This on top of myriad other canola woes: sclerotinia, aster yellows, spring flooding, summer heat.

Yes, the price is up dramatically, but production is dramatically disappointing.

Producers lucky enough to harvest their canola before the big winds may be facing another disappointment. They may not have as much canola as they thought. In many instances, bushel weights are low. A 5,000 bushel bin may be holding only 4,500 bu. Producers need to be careful not to contract more than they have.

September has been a devastating month for the Canadian hog industry. Big Sky Farms is in receivership and Puratone has filed for bankruptcy protection. Big Sky is Saskatchewan’s largest hog producer. Puratone is the third largest in Manitoba.

Big Sky went through creditor protection and was restructured a couple years ago. Many creditors had to take a haircut. Now the operation is likely to be sold for a fraction of replacement value, or it may be sold off in pieces.
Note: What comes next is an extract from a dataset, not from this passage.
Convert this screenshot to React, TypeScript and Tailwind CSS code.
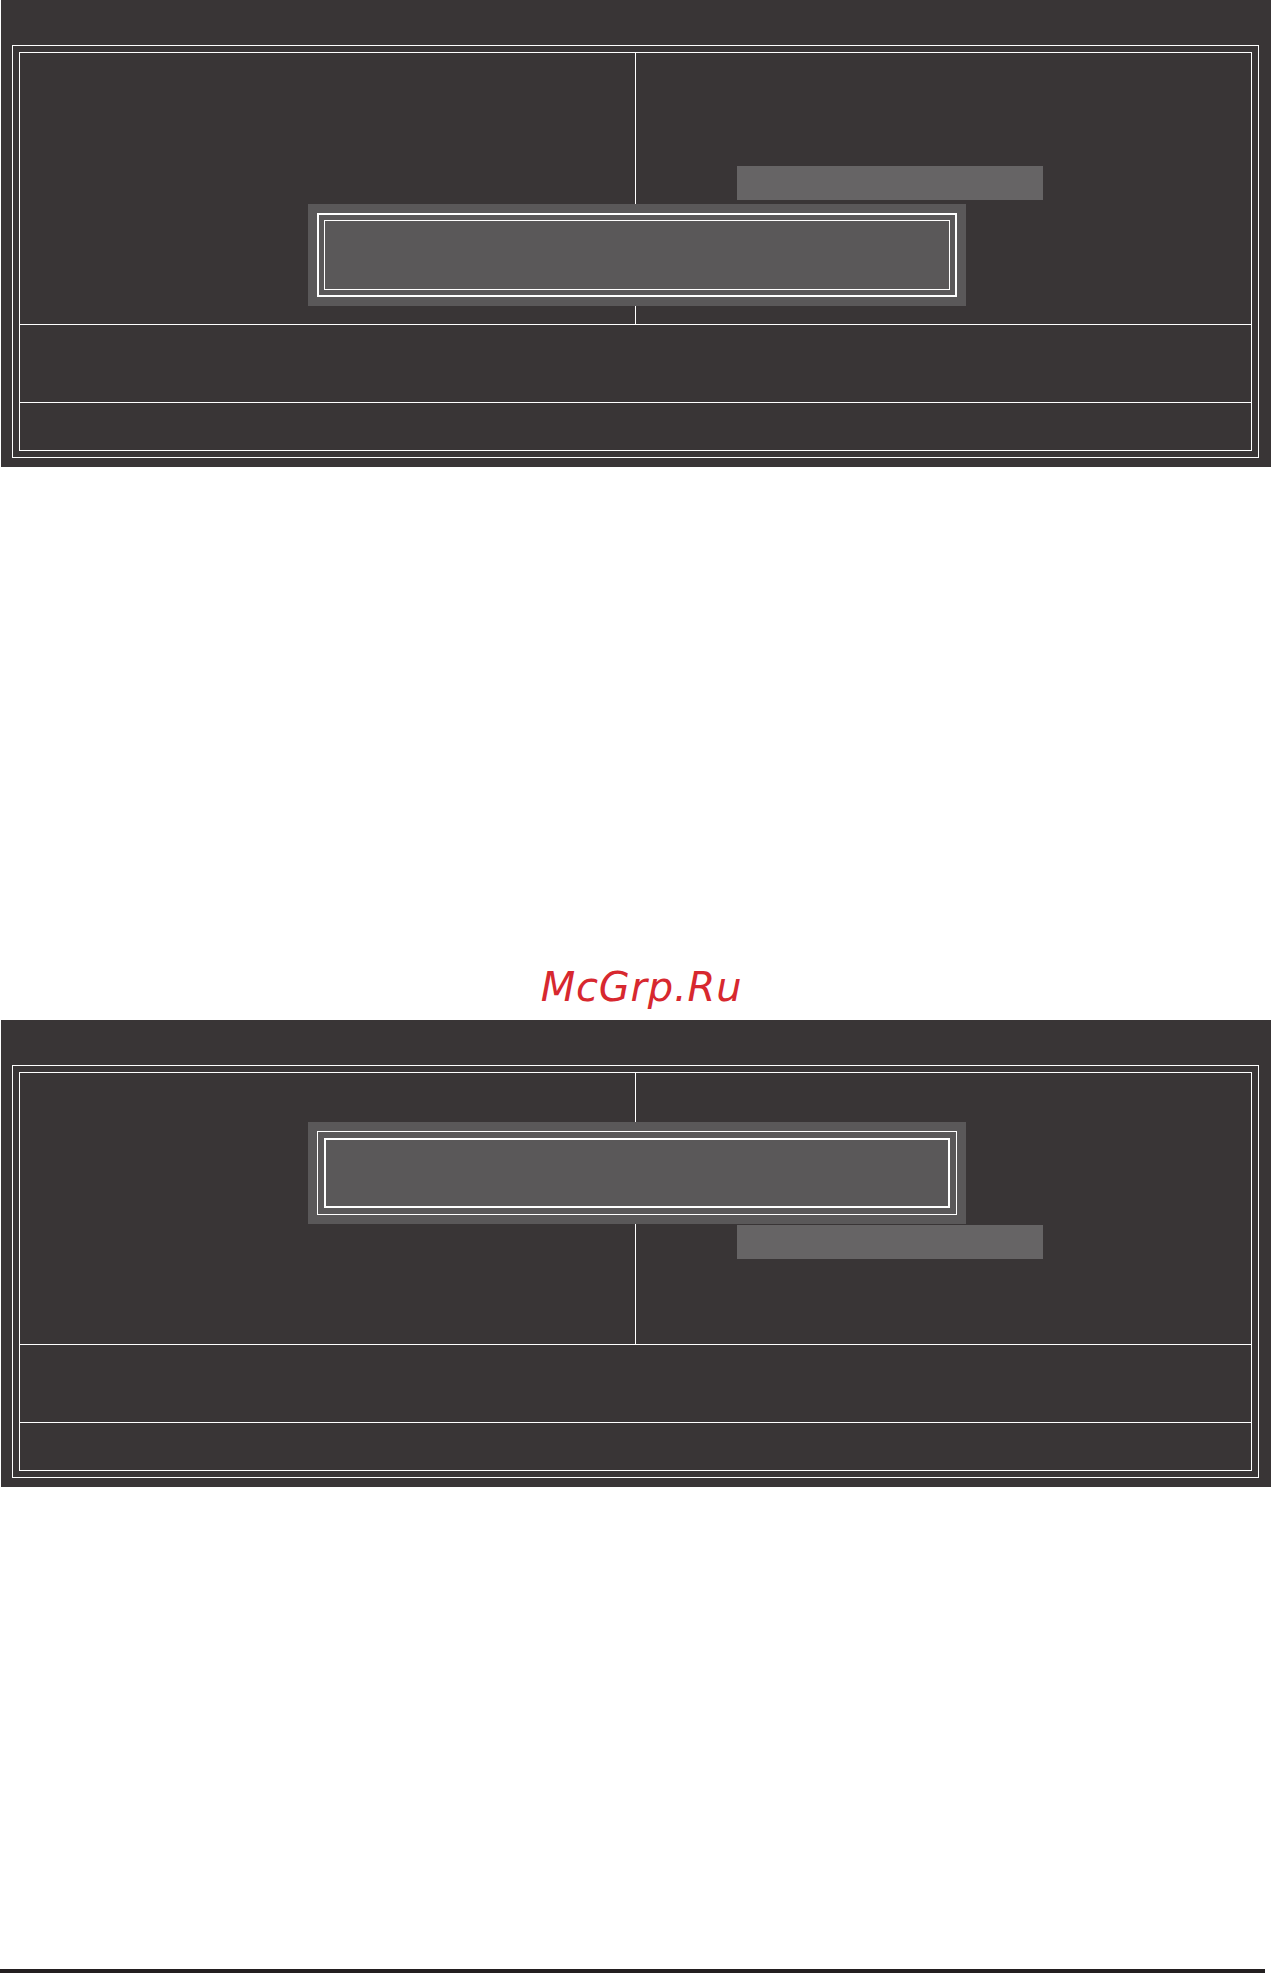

The nail in the coffin has been the dramatic rise in feed grain prices, spurred by the shortfall in American corn production.

Large hog operations don’t evoke a lot of public sympathy, but hog farms of all sizes have been dropping like flies. They just don’t garner media attention.

The industry has faced difficult economics for years. Over that ex-tended time frame, profitability has been fleeting and marginal, unable to stack up against the extended periods of huge losses. Now, even the heavyweights in the industry are going down.

Prices will still be profitable for cow-calf producers looking forward to the upcoming fall calf run, maybe even a bit better than last fall. But they will be nowhere near the levels expected a few short months ago. High feed costs are again the culprit.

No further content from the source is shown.